After this calamity the pall of a great fear hung over
the Hurons. Paralysed and inert, the warriors took no
steps to defend the country against the Iroquois peril.
In spite of the exhortations of the Jesuits, they lay
idle in their wigwams or hunted in the forest, dejectedly
awaiting their doom.

An Iroquois war-party twelve hundred strong spent the
winter of 1648-49 on the upper Ottawa; and as the snows
began to melt under the thaws of spring these insatiable
slayers of men directed their steps towards Huronia. The
frontier village on the east was now St Ignace, on the
west of the Sturgeon river, about seven miles from Ste
Marie. It was strongly fortified and formed a part of a
mission of the same name, under the care of Brebeuf and
Father Gabriel Lalemant, a nephew of Jerome Lalemant.
About a league distant, midway to Ste Marie, stood St
Louis, another town of the mission, where the two fathers
lived. On the 16th of March the inhabitants of St Ignace
had no thought of impending disaster. The Iroquois might
be on the war-path, but they would not come while yet
ice held the rivers and snow lay in the forests. But that
morning, just as the horizon began to glow with the first
colours of the dawn, the sleeping Hurons woke to the
sound of the dreaded war-whoop. The Iroquois devils had
breached the walls.
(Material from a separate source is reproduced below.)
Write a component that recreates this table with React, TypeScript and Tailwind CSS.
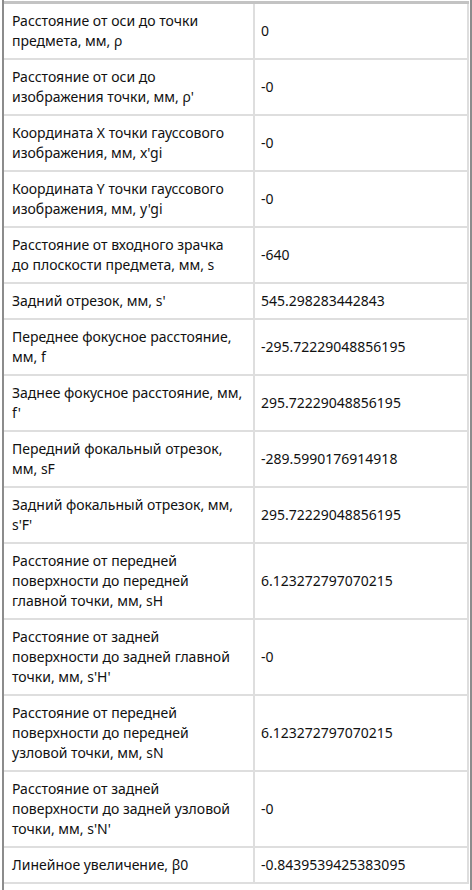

Three Hurons escaped, dashed along
the forest trail to St Louis, roused the village, and
then fled for Ste Marie, followed by the women and children
and those too feeble to fight. There were in St Louis
only about eighty warriors, but, not knowing the strength
of the invaders, they determined to fight. The Hurons
begged Brebeuf and Lalemant to fly to Ste Marie; but they
refused to stir. In the hour of danger and death they
must remain with their flock, to sustain the warriors in
the battle and to give the last rites of the Church to
the wounded and dying.

Having made short work of St Ignace, the Iroquois came
battering at the walls of St Louis before sunrise. The
Hurons resisted stubbornly; but the assailants outnumbered
them ten to one, and soon hacked a way through the
palisades and captured all the defenders remaining alive,
among them Brebeuf and Lalemant.

The Iroquois bound Brebeuf and Lalemant and led them back
to St Ignace, beating them as they went. There they
stripped the two priests and tied them to stakes. Brebeuf
knew that his hour had come. Him the savages made the
special object of their diabolical cruelty. And, standing
at the stake amid his yelling tormentors, he bequeathed
to the world an example of fortitude sublime, unsurpassed,
and unsurpassable. Neither by look nor cry nor movement
did he give sign of the agony he was suffering. To the
reviling and abuse of the fiends he replied with words
warning them of the judgment to come. They poured boiling
water on his head in derision of baptism; they hung
red-hot axes about his naked shoulders; they made a belt
of pitch and resin and placed it about his body and set
it on fire. By every conceivable means the red devils
strove to force him to cry for mercy. But not a sound of
pain could they wring from him. At last, after four hours
of this torture, a chief cut out his heart, and the noble
servant of God quitted the scene of his earthly labours.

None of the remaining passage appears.